Today’s restaurant kitchen is such a unique place, and today’s chefs have to do a lot more than just cook. If you had to rank the top 10 qualities of a successful chef, his cooking ability would probably close to the bottom. Shocked? Don’t be. A great chef needs to know how to recognize great flavors, but he can hire talented cooks to execute them. That guy with the fancy title probably isn’t seasoning your sauce, anyway.

C’mon…cooking? That’s what fucking cooks and chef de parties are for. There is so much more that goes into actually being a chef. Successful chefs are politicians, parents, businesspeople, assassins and miracle workers all at once.

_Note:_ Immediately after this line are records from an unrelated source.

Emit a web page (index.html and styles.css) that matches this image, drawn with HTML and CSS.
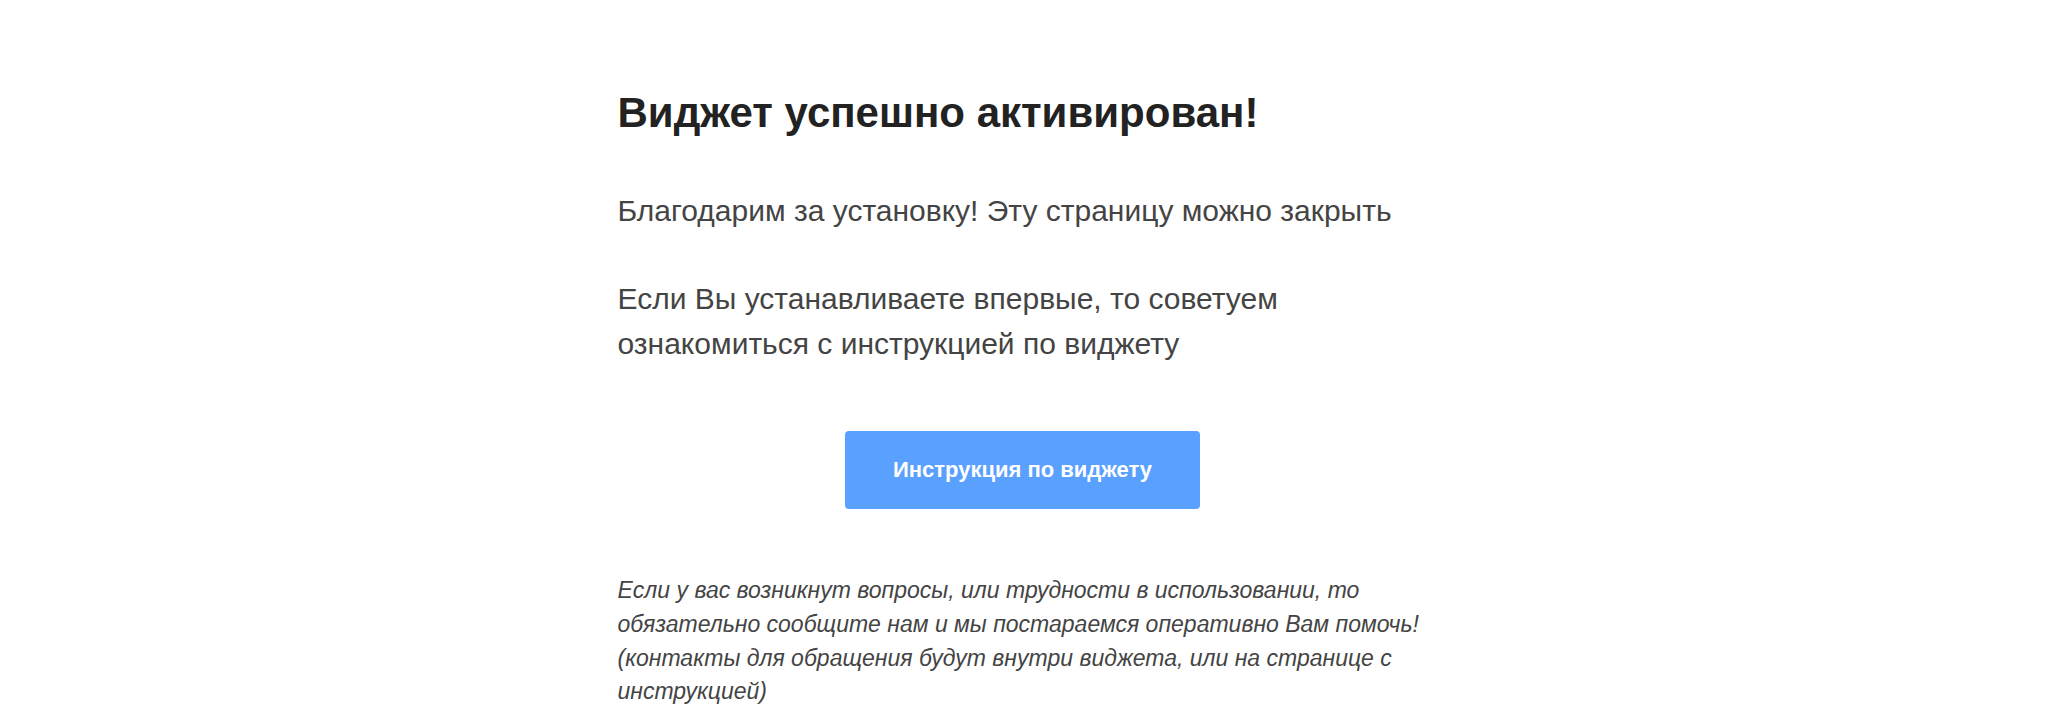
FILE: index.html
```html
<!DOCTYPE html>
<html lang="ru">
<head>
<meta charset="utf-8">
<title>Виджет успешно активирован!</title>
<link rel="stylesheet" href="styles.css">
</head>
<body>
<main class="wrap">
  <h1 class="title">Виджет успешно активирован!</h1>
  <p class="text text-first">Благодарим за установку! Эту страницу можно закрыть</p>
  <p class="text text-second">Если Вы устанавливаете впервые, то советуем ознакомиться с инструкцией по виджету</p>
  <div class="actions">
    <a class="btn" href="#">Инструкция по виджету</a>
  </div>
  <p class="note">Если у вас возникнут вопросы, или трудности в использовании, то обязательно сообщите нам и мы постараемся оперативно Вам помочь! (контакты для обращения будут внутри виджета, или на странице с инструкцией)</p>
</main>
</body>
</html>
```

FILE: styles.css
```css
html, body {
  margin: 0;
  padding: 0;
  background: #ffffff;
}

body {
  font-family: "Liberation Sans", Arial, sans-serif;
  color: #444444;
}

.wrap {
  width: 820px;
  margin: 0 auto;
  padding-top: 88px;
}

.title {
  margin: 0;
  font-size: 42px;
  line-height: 1.2;
  font-weight: bold;
  color: #222222;
}

.text {
  margin: 0;
  font-size: 30px;
  line-height: 1.5;
  color: #444444;
}

.text-first {
  margin-top: 50px;
}

.text-second {
  margin-top: 43px;
}

.actions {
  display: flex;
  justify-content: center;
  padding-right: 10px;
  margin-top: 65px;
}

.btn {
  display: flex;
  align-items: center;
  justify-content: center;
  width: 355px;
  height: 78px;
  box-sizing: border-box;
  background: #5aa0ff;
  border-radius: 4px;
  color: #ffffff;
  font-size: 22px;
  font-weight: bold;
  text-decoration: none;
}

.note {
  margin: 65px 0 0;
  font-size: 23px;
  font-style: italic;
  line-height: 1.46;
  color: #444444;
}
```
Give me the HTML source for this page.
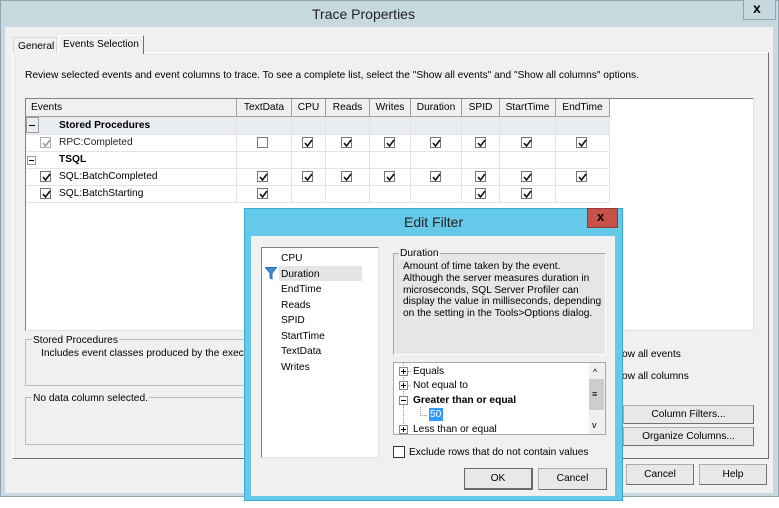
<!DOCTYPE html>
<html><head><meta charset="utf-8"><style>
*{box-sizing:border-box;margin:0;padding:0}
body{width:779px;height:508px;overflow:hidden;background:#fff;font-family:"Liberation Sans",sans-serif;font-size:10.2px;color:#000;position:relative}
.a{position:absolute}
.t{position:absolute;white-space:nowrap;line-height:13px}
.cb{position:absolute;width:11px;height:11px;border:1px solid #777;background:#fff}
.cb svg{position:absolute;left:1px;top:1px}
.btn{position:absolute;background:#e8e8e8;border:1px solid #adadad;border-right-color:#707070;border-bottom-color:#707070;text-align:center;line-height:17px}
.hd{position:absolute;top:99px;height:18px;border-right:1px solid #a0a0a0;border-bottom:1px solid #a0a0a0;background:#f0f0f0;text-align:center;line-height:17px}
</style></head><body>
<div class="a" style="left:0;top:0;width:779px;height:497px;background:#c6d9df;border:1px solid #8fa4ad"></div>
<div class="t" style="left:312px;top:6px;font-size:14px;line-height:16px;color:#222">Trace Properties</div>
<div class="a" style="left:743px;top:0;width:33px;height:20px;border:1px solid #8fa4ad;border-top:none;background:#c6d9df"></div>
<div class="t" style="left:753px;top:2px;font-size:14px;font-weight:bold">x</div>
<div class="a" style="left:5px;top:27px;width:768px;height:466px;background:#f0f0f0"></div>
<div class="a" style="left:12px;top:52px;width:757px;height:407px;border:1px solid #fff;border-right-color:#707070;border-bottom-color:#707070"></div>
<div class="a" style="left:13px;top:37px;width:44px;height:16px;border:1px solid #d9d9d9;border-bottom:none;background:#f0f0f0"></div>
<div class="t" style="left:18px;top:40px">General</div>
<div class="a" style="left:58px;top:35px;width:86px;height:19px;border:1px solid #fff;border-right:1px solid #707070;border-bottom:none;background:#f0f0f0"></div>
<div class="t" style="left:63px;top:38px">Events Selection</div>
<div class="t" style="left:25px;top:69px">Review selected events and event columns to trace. To see a complete list, select the "Show all events" and "Show all columns" options.</div>
<div class="a" style="left:25px;top:98px;width:729px;height:233px;background:#fff;border:1px solid #828282;border-right-color:#e0e0e0;border-bottom-color:#e0e0e0"></div>
<div class="hd" style="left:26px;width:211px;text-align:left;padding-left:5px">Events</div>
<div class="hd" style="left:237px;width:55px">TextData</div>
<div class="hd" style="left:292px;width:34px">CPU</div>
<div class="hd" style="left:326px;width:44px">Reads</div>
<div class="hd" style="left:370px;width:41px">Writes</div>
<div class="hd" style="left:411px;width:51px">Duration</div>
<div class="hd" style="left:462px;width:38px">SPID</div>
<div class="hd" style="left:500px;width:56px">StartTime</div>
<div class="hd" style="left:556px;width:54px">EndTime</div>
<div class="a" style="left:26px;top:117px;width:584px;height:17px;background:#e9edf1"></div>
<svg class="a" style="left:26px;top:117px" width="584" height="86">
<g stroke="#e4e4e4" stroke-width="1">
<line x1="0" y1="17.5" x2="584" y2="17.5"/><line x1="0" y1="34.5" x2="584" y2="34.5"/><line x1="0" y1="51.5" x2="584" y2="51.5"/><line x1="0" y1="68.5" x2="584" y2="68.5"/><line x1="0" y1="85.5" x2="584" y2="85.5"/>
<line x1="210.5" y1="0" x2="210.5" y2="86"/><line x1="265.5" y1="0" x2="265.5" y2="86"/><line x1="299.5" y1="0" x2="299.5" y2="86"/><line x1="343.5" y1="0" x2="343.5" y2="86"/><line x1="384.5" y1="0" x2="384.5" y2="86"/><line x1="435.5" y1="0" x2="435.5" y2="86"/><line x1="473.5" y1="0" x2="473.5" y2="86"/><line x1="529.5" y1="0" x2="529.5" y2="86"/><line x1="583.5" y1="0" x2="583.5" y2="86"/>
</g>
<rect x="0.5" y="0.5" width="12" height="15" fill="none" stroke="#555" stroke-dasharray="1,1"/>
<line x1="3" y1="8.5" x2="9" y2="8.5" stroke="#000"/>
<rect x="1.5" y="39.5" width="8" height="8" fill="none" stroke="#999"/>
<line x1="3" y1="43.5" x2="8" y2="43.5" stroke="#000"/>
</svg>
<div class="t" style="left:59px;top:119px;font-weight:bold">Stored Procedures</div>
<div class="t" style="left:59px;top:136px;color:#222">RPC:Completed</div>
<div class="t" style="left:59px;top:153px;font-weight:bold">TSQL</div>
<div class="t" style="left:59px;top:170px">SQL:BatchCompleted</div>
<div class="t" style="left:59px;top:187px">SQL:BatchStarting</div>
<div id="checks"></div>
<div class="a" style="left:25px;top:339px;width:230px;height:47px;border:1px solid #bcbcbc;border-right:none"></div>
<div class="t" style="left:32px;top:334px;background:#f0f0f0;padding:0 1px">Stored Procedures</div>
<div class="t" style="left:41px;top:347px">Includes event classes produced by the execu</div>
<div class="a" style="left:25px;top:397px;width:230px;height:48px;border:1px solid #bcbcbc;border-right:none"></div>
<div class="t" style="left:32px;top:392px;background:#f0f0f0;padding:0 1px">No data column selected.</div>
<div class="t" style="left:622px;top:348px">ow all events</div>
<div class="t" style="left:622px;top:370px">ow all columns</div>
<div class="btn" style="left:623px;top:405px;width:131px;height:19px">Column Filters...</div>
<div class="btn" style="left:623px;top:427px;width:131px;height:19px">Organize Columns...</div>
<div class="btn" style="left:626px;top:464px;width:68px;height:21px;line-height:19px">Cancel</div>
<div class="btn" style="left:699px;top:464px;width:68px;height:21px;line-height:19px">Help</div>
<!-- Edit Filter dialog -->
<div class="a" style="left:244px;top:208px;width:379px;height:293px;background:#65c9ea;border:1px solid #3aa8cf"></div>
<div class="t" style="left:404px;top:214px;font-size:14px;line-height:16px;color:#222">Edit Filter</div>
<div class="a" style="left:587px;top:208px;width:31px;height:20px;background:#c7524a;border:1px solid #8e3a33"></div>
<div class="t" style="left:597px;top:210px;font-size:13px;font-weight:bold">x</div>
<div class="a" style="left:251px;top:236px;width:364px;height:260px;background:#f0f0f0"></div>
<div class="a" style="left:261px;top:247px;width:118px;height:211px;background:#fff;border:1px solid #828282;border-right-color:#e0e0e0;border-bottom-color:#e0e0e0"></div>
<div class="a" style="left:279px;top:266px;width:83px;height:15px;background:#e5e5e5"></div>
<svg class="a" style="left:265px;top:267px" width="12" height="13"><path d="M0.5 0.5H11.5L7 6V12L5 11V6Z" fill="#3b8fd8" stroke="#2a6fb5"/></svg>
<div class="t" style="left:281px;top:252px">CPU</div>
<div class="t" style="left:281px;top:268px">Duration</div>
<div class="t" style="left:281px;top:283px">EndTime</div>
<div class="t" style="left:281px;top:299px">Reads</div>
<div class="t" style="left:281px;top:314px">SPID</div>
<div class="t" style="left:281px;top:330px">StartTime</div>
<div class="t" style="left:281px;top:345px">TextData</div>
<div class="t" style="left:281px;top:361px">Writes</div>
<div class="a" style="left:393px;top:253px;width:213px;height:102px;background:#e6e6e6;border:1px solid #a8a8a8;border-right-color:#fff;border-bottom-color:#fff"></div>
<div class="t" style="left:399px;top:247px;background:#f0f0f0;padding:0 1px">Duration</div>
<div class="t" style="left:403px;top:261px;line-height:11.8px">Amount of time taken by the event.<br>Although the server measures duration in<br>microseconds, SQL Server Profiler can<br>display the value in milliseconds, depending<br>on the setting in the Tools&gt;Options dialog.</div>
<div class="a" style="left:393px;top:362px;width:213px;height:73px;background:#fff;border:1px solid #a8a8a8;overflow:hidden"></div>
<svg class="a" style="left:397px;top:363px" width="200" height="71">
<g stroke="#999" stroke-dasharray="1,1"><line x1="6.5" y1="0" x2="6.5" y2="71"/><line x1="23.5" y1="44" x2="23.5" y2="53"/><line x1="23" y1="52.5" x2="31" y2="52.5"/><line x1="11" y1="8.5" x2="15" y2="8.5"/><line x1="11" y1="22.5" x2="15" y2="22.5"/></g>
<g fill="#fff" stroke="#888"><rect x="2.5" y="4.5" width="8" height="8"/><rect x="2.5" y="18.5" width="8" height="8"/><rect x="2.5" y="33.5" width="8" height="8"/><rect x="2.5" y="62.5" width="8" height="8"/></g>
<g stroke="#000"><line x1="4" y1="8.5" x2="9" y2="8.5"/><line x1="6.5" y1="6" x2="6.5" y2="11"/><line x1="4" y1="22.5" x2="9" y2="22.5"/><line x1="6.5" y1="20" x2="6.5" y2="25"/><line x1="4" y1="37.5" x2="9" y2="37.5"/><line x1="4" y1="66.5" x2="9" y2="66.5"/><line x1="6.5" y1="64" x2="6.5" y2="69"/></g>
</svg>
<div class="t" style="left:413px;top:365px">Equals</div>
<div class="t" style="left:413px;top:379px">Not equal to</div>
<div class="t" style="left:413px;top:394px;font-weight:bold">Greater than or equal</div>
<div class="a" style="left:429px;top:408px;width:14px;height:13px;background:#3399ff"></div>
<div class="t" style="left:430px;top:408px;color:#fff">50</div>
<div class="t" style="left:413px;top:423px">Less than or equal</div>
<div class="a" style="left:589px;top:363px;width:16px;height:71px;background:#f0f0f0"></div>
<div class="a" style="left:589px;top:379px;width:15px;height:31px;background:#cdcdcd"></div>
<div class="t" style="left:593px;top:366px;font-size:9px">^</div>
<div class="t" style="left:592px;top:388px;font-size:9px">≡</div>
<div class="t" style="left:592px;top:419px;font-size:9px">v</div>
<div class="cb" style="left:393px;top:446px;width:12px;height:12px;border-color:#333"></div>
<div class="t" style="left:409px;top:446px">Exclude rows that do not contain values</div>
<div class="btn" style="left:464px;top:468px;width:69px;height:22px;line-height:20px;border:2px solid #6a6a6a;border-width:1px 2px 2px 1px">OK</div>
<div class="btn" style="left:538px;top:468px;width:69px;height:22px;line-height:20px">Cancel</div>
<script>
var cols=[263,308,347,390,436,481,527,582];
var rows=[[137,[0,1,1,1,1,1,1,1]],[171,[1,1,1,1,1,1,1,1]],[188,[1,0,0,0,0,1,1,0]]];
var h='';
function cb(x,y,c,g){return '<div class="cb" style="left:'+x+'px;top:'+y+'px;border-color:'+(g?'#aaa':'#777')+'">'+(c?'<svg width="9" height="9"><path d="M1 4L3.5 7L8 1" fill="none" stroke="'+(g?'#999':'#111')+'" stroke-width="1.6"/></svg>':'')+'</div>';}
rows.forEach(function(r){r[1].forEach(function(v,i){if(v||r[0]==137&&i==0)h+=cb(cols[i]-6,r[0],v,0);});});
h+=cb(40,137,1,1);h+=cb(40,171,1,0);h+=cb(40,188,1,0);
document.getElementById('checks').innerHTML=h;
</script>
</body></html>
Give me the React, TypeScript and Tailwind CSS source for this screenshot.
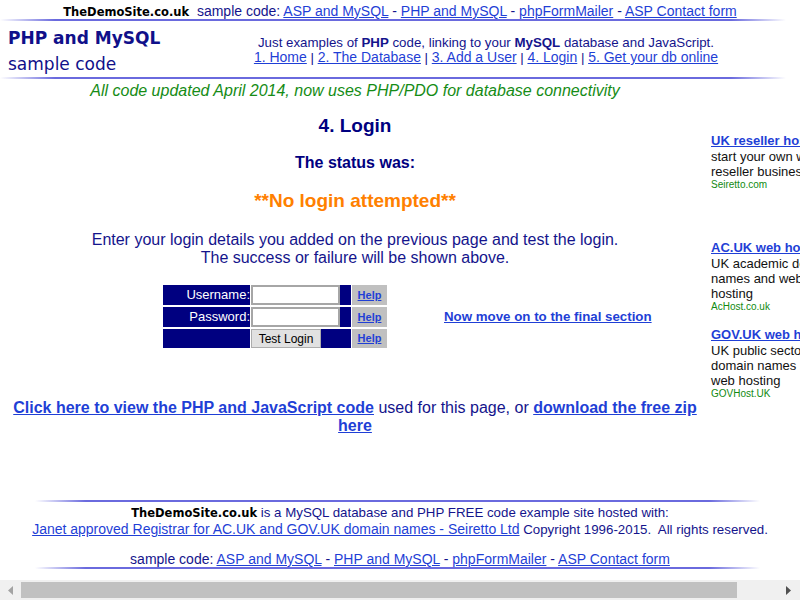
const navy = "text-[#14148c]";

const Hr = ({ className }: { className?: string }) => (
  <div
    className={`h-[2px] bg-[linear-gradient(to_right,rgba(255,255,255,0)_0%,#6a6ade_7%,#6a6ade_93%,rgba(255,255,255,0)_100%)] ${className ?? ""}`}
  />
);

const A = ({ children, bold }: { children: React.ReactNode; bold?: boolean }) => (
  <a href="#" className={`text-[14px] text-[#1f3fd6] underline ${bold ? "text-[16px] font-bold" : ""}`}>
    {children}
  </a>
);

const Brand = () => (
  <span className="font-['DejaVu_Sans',sans-serif] text-[11.5px] font-bold text-black">TheDemoSite.co.uk</span>
);

const SampleLinks = () => (
  <>
    sample code: <A>ASP and MySQL</A> - <A>PHP and MySQL</A> - <A>phpFormMailer</A> - <A>ASP Contact form</A>
  </>
);

const Ad = ({
  title,
  lines,
  url,
  className,
}: {
  title: string;
  lines: string[];
  url: string;
  className?: string;
}) => (
  <div className={className}>
    <a href="#" className="block whitespace-nowrap text-[13px] font-bold leading-[16px] text-[#1f3fd6] underline">
      {title}
    </a>
    {lines.map((l) => (
      <div key={l} className="whitespace-nowrap text-[13px] leading-[15px] text-[#111]">
        {l}
      </div>
    ))}
    <div className="text-[10px] leading-[12px] text-[#118a11]">{url}</div>
  </div>
);

const FormRow = ({ label, children }: { label?: string; children: React.ReactNode }) => (
  <div className="flex gap-[1px]">
    <div className="flex w-[87px] items-center justify-end bg-[#000080] text-[13px] text-white">{label}</div>
    <div className="flex w-[100px] items-center bg-[#000080]">{children}</div>
    <div className="flex w-[35px] items-center justify-center bg-[#c0c0c0]">
      <a href="#" className="text-[11px] font-bold text-[#1f3fd6] underline">
        Help
      </a>
    </div>
  </div>
);

export default function App() {
  return (
    <div className={`flex h-[600px] w-[800px] flex-col overflow-hidden bg-white font-['Liberation_Sans',Arial,sans-serif] ${navy}`}>
      {/* top strip */}
      <div className="h-[19px] whitespace-nowrap pt-[3px] text-center text-[14px] leading-[16px]">
        <Brand />
        &nbsp; <SampleLinks />
      </div>
      <Hr className="w-[786px]" />

      {/* header */}
      <div className="flex h-[56px]">
        <div className="w-[172px] shrink-0 whitespace-nowrap pl-[8px] font-['DejaVu_Sans',sans-serif] text-[#10108a]">
          <div className="mt-[5px] text-[17px] font-bold leading-[24px]">PHP and MySQL</div>
          <div className="mt-[2px] text-[17px] leading-[24px]">sample code</div>
        </div>
        <div className="flex-1 whitespace-nowrap pt-[15px] text-center text-[13.3px] leading-[14px]">
          <div>
            Just examples of <b>PHP</b> code, linking to your <b>MySQL</b> database and JavaScript.
          </div>
          <div>
            <A>1. Home</A> | <A>2. The Database</A> | <A>3. Add a User</A> | <A>4. Login</A> |{" "}
            <A>5. Get your db online</A>
          </div>
        </div>
      </div>
      <Hr className="w-[786px]" />

      {/* main */}
      <div className="flex">
        <div className="w-[710px] shrink-0 text-center">
          <p className="mt-[3px] text-[16px] italic leading-[18px] text-[#168c16]">
            All code updated April 2014, now uses PHP/PDO for database connectivity
          </p>
          <h1 className="mt-[16px] text-[19px] font-bold leading-[20px] text-[#000080]">4. Login</h1>
          <h2 className="mt-[18px] text-[16px] font-bold leading-[18px] text-[#000080]">The status was:</h2>
          <p className="mt-[18px] text-[19px] font-bold leading-[22px] text-[#ff8000]">**No login attempted**</p>
          <p className="mt-[19px] text-[16px] leading-[18px]">
            Enter your login details you added on the previous page and test the login.
            <br />
            The success or failure will be shown above.
          </p>

          <div className="mt-[18px] flex items-center pl-[163px] text-left">
            <div className="flex flex-col gap-[2px]">
              <FormRow label="Username:">
                <input className="h-[20px] w-[89px] border-2 border-[#a6a6a6] bg-white" />
              </FormRow>
              <FormRow label="Password:">
                <input type="password" className="h-[20px] w-[89px] border-2 border-[#a6a6a6] bg-white" />
              </FormRow>
              <FormRow>
                <button className="h-[19px] w-[70px] border border-[#adadad] bg-[#e1e1e1] text-[12px] leading-[16px] text-black">
                  Test Login
                </button>
              </FormRow>
            </div>
            <a href="#" className="ml-[57px] text-[13.3px] font-bold text-[#1f3fd6] underline">
              Now move on to the final section
            </a>
          </div>

          <p className="mx-auto mt-[51px] w-[700px] text-[16px] leading-[18px]">
            <A bold>Click here to view the PHP and JavaScript code</A> used for this page, or{" "}
            <A bold>download the free zip here</A>
          </p>
        </div>

        <div className="ml-[1px] w-[120px] shrink-0 pt-[54px]">
          <Ad title="UK reseller hosting" lines={["start your own web", "reseller business"]} url="Seiretto.com" />
          <Ad
            className="mt-[49px]"
            title="AC.UK web hosting"
            lines={["UK academic domain", "names and web", "hosting"]}
            url="AcHost.co.uk"
          />
          <Ad
            className="mt-[14px]"
            title="GOV.UK web hosting"
            lines={["UK public sector", "domain names and", "web hosting"]}
            url="GOVHost.UK"
          />
        </div>
      </div>

      {/* footer */}
      <div className="mt-[65px] flex flex-col items-center text-[13.3px] leading-[16px]">
        <Hr className="ml-[-5px] w-[725px]" />
        <div className="mt-[3px] whitespace-nowrap">
          <Brand /> is a MySQL database and PHP FREE code example site hosted with:
        </div>
        <div className="whitespace-nowrap">
          <A>Janet approved Registrar for AC.UK and GOV.UK domain names - Seiretto Ltd</A> Copyright 1996-2015.&nbsp; All
          rights reserved.
        </div>
        <div className="mt-[13px] whitespace-nowrap text-[14px]">
          <SampleLinks />
        </div>
        <Hr className="ml-[-5px] w-[725px]" />
      </div>

      {/* horizontal scrollbar */}
      <div className="mt-auto flex h-[20px] items-center bg-[#f0f0f0]">
        <div className="flex w-[21px] justify-center">
          <svg width="5" height="9" viewBox="0 0 5 9">
            <path d="M5 0 L0 4.5 L5 9 Z" fill="#a3a3a3" />
          </svg>
        </div>
        <div className="h-[16px] w-[716px] bg-[#c1c1c1]" />
        <div className="flex flex-1 justify-end pr-[9px]">
          <svg width="5" height="9" viewBox="0 0 5 9">
            <path d="M0 0 L5 4.5 L0 9 Z" fill="#505050" />
          </svg>
        </div>
      </div>
    </div>
  );
}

I’m not talking about the TV chefs of the world; those folks represent about 1/100,000,000 of the real men and women that have to bang it out every night, from the short order guy at Waffle House to an executive chef at a hotel like Wynn or Encore.

There needs to be a better way to rank and label what we do. I see it like the military: As a young cook comes up through the ranks, he or she gains a few titles, stripes on the uniform, if you will. The aspiring baby cook fresh out of school usually comes in as a commis or apprentice. In Las Vegas, land of corporate casino-speak, they might be known as the culinary trainee. They’re full of book knowledge with stars in their doughy, anime eyes, all proud and shit and ready to take the bull by the horns. This would be a military private. Survival depends on ability now. Plenty won’t make it through the battle, let alone the war.

If the private is lucky, he becomes a cook. This is the kitchen’s favorite grunt that bangs it out day after day for hours and hours doing the same, repetitive work that is necessary to get good at something. This cook moves from station to station learning the whole kitchen, until he becomes a specialist. That’s private first class, to you. At this point he’s usually part of a kitchen “squad,” a cluster of cooks that are commanded by a chef de partie.

The chef de partie is the person responsible for a particular station, like sauté, grill or fish. And that’s all you do. All. Day. Long. Working one station for an extended period of time makes you amazing at it, if you don’t die of boredom first. This is also where things get interesting in Las Vegas. If you are in a hotel on the Strip in a union environment, specialties like wok cook or sushi cook can be chef de parties on their own. To make it even more confusing, some places call their chef de parties master cooks. Semantics.

To be a chef, one of the bigger dogs in the kitchen, you have to go through all of the above before getting your first taste of life as an entry-level chef. After the years of slagging it out, you become a sous chef, commander of the chef de parties, someone with a title people can pronounce!

In places like Vegas where a hotel can have up to 20 kitchens and restaurants, the soldiers add up. With room service, pastry, bread shop and employee dining there are whole other armies of cooks and chefs that never get the limelight. I see them every day in the back of the house and have a lot of love and respect for them.

At my restaurant, Wazuzu, we have a totally unique kitchen set up. It’s like three restaurants in one. We have a sushi crew who are mostly Japanese headed up my executive sous master sushi chef, Matsu, who is also Japanese. There’s the Thai/hotline crew headed up by Thai sous chef Kit. And there’s a wok team all from various parts of China that speaks three or four dialects with very little English. If I didn’t speak Chinese and Thai, it would be a beast!

So, out of all the people sweating it out in the kitchen, who are the biggest prima donnas? I’ll tell ya, they ain’t the exec and sous chefs. They’re those damn wok and sushi cooks.